STORED ROWS:
⟨

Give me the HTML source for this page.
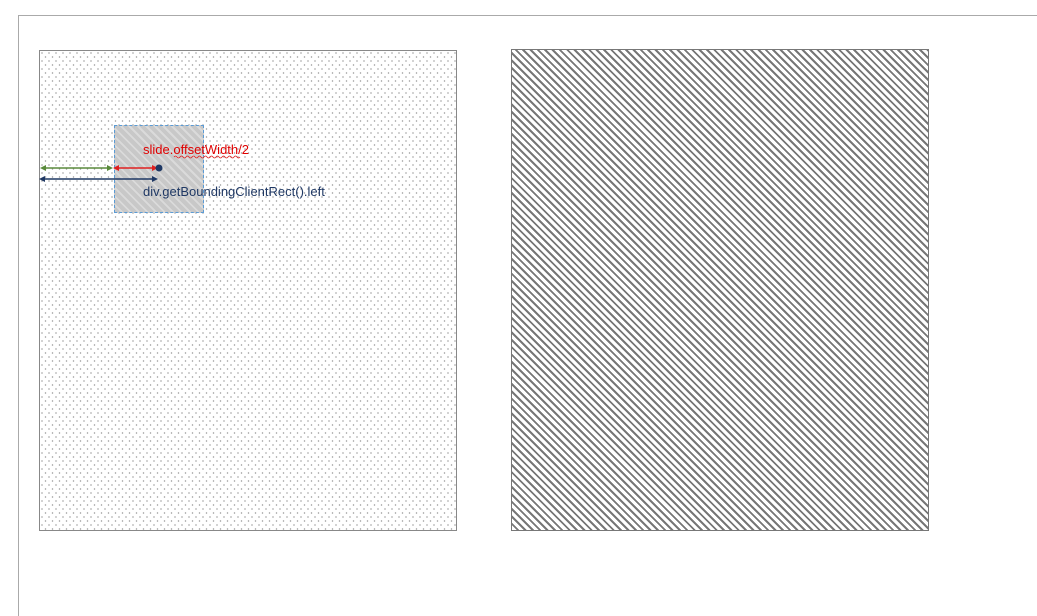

⟩
⟨

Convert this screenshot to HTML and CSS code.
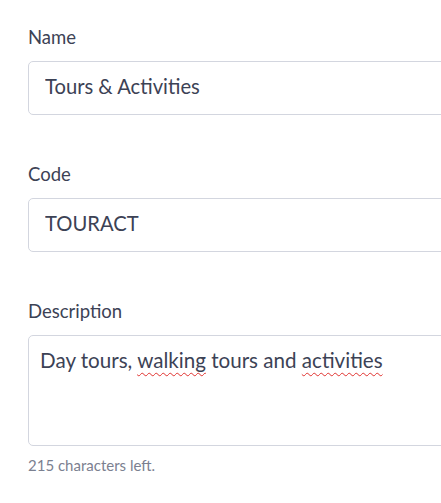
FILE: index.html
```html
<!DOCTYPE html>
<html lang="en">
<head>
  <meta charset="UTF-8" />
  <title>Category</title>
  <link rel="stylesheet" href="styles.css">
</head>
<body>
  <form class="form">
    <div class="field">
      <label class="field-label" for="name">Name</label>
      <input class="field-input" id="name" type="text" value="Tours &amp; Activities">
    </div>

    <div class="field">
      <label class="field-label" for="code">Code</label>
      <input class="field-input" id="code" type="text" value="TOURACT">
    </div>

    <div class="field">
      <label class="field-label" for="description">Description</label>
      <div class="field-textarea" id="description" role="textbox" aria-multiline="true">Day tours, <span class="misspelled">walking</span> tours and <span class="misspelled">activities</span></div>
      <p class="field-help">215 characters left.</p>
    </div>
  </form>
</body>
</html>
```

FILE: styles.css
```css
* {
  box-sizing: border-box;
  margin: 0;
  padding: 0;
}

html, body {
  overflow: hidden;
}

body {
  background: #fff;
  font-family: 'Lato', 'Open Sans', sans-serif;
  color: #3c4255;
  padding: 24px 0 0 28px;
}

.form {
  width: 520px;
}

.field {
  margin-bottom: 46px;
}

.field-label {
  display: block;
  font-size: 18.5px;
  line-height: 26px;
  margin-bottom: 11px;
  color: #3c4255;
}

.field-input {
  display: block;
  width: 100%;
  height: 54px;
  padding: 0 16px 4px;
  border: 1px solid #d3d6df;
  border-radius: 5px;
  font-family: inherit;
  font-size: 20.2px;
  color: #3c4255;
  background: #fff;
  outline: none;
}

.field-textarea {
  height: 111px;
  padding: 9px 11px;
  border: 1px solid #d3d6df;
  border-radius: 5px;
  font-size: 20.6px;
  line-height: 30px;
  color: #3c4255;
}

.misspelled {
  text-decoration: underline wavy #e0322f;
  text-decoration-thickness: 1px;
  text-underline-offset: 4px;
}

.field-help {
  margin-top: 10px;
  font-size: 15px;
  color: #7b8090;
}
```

⟩

WRITTEN TASK:
Gather all lines of the records that include the word "code".

EXERCISE SOLUTION:
Convert this screenshot to HTML and CSS code.
      <label class="field-label" for="code">Code</label>
      <input class="field-input" id="code" type="text" value="TOURACT">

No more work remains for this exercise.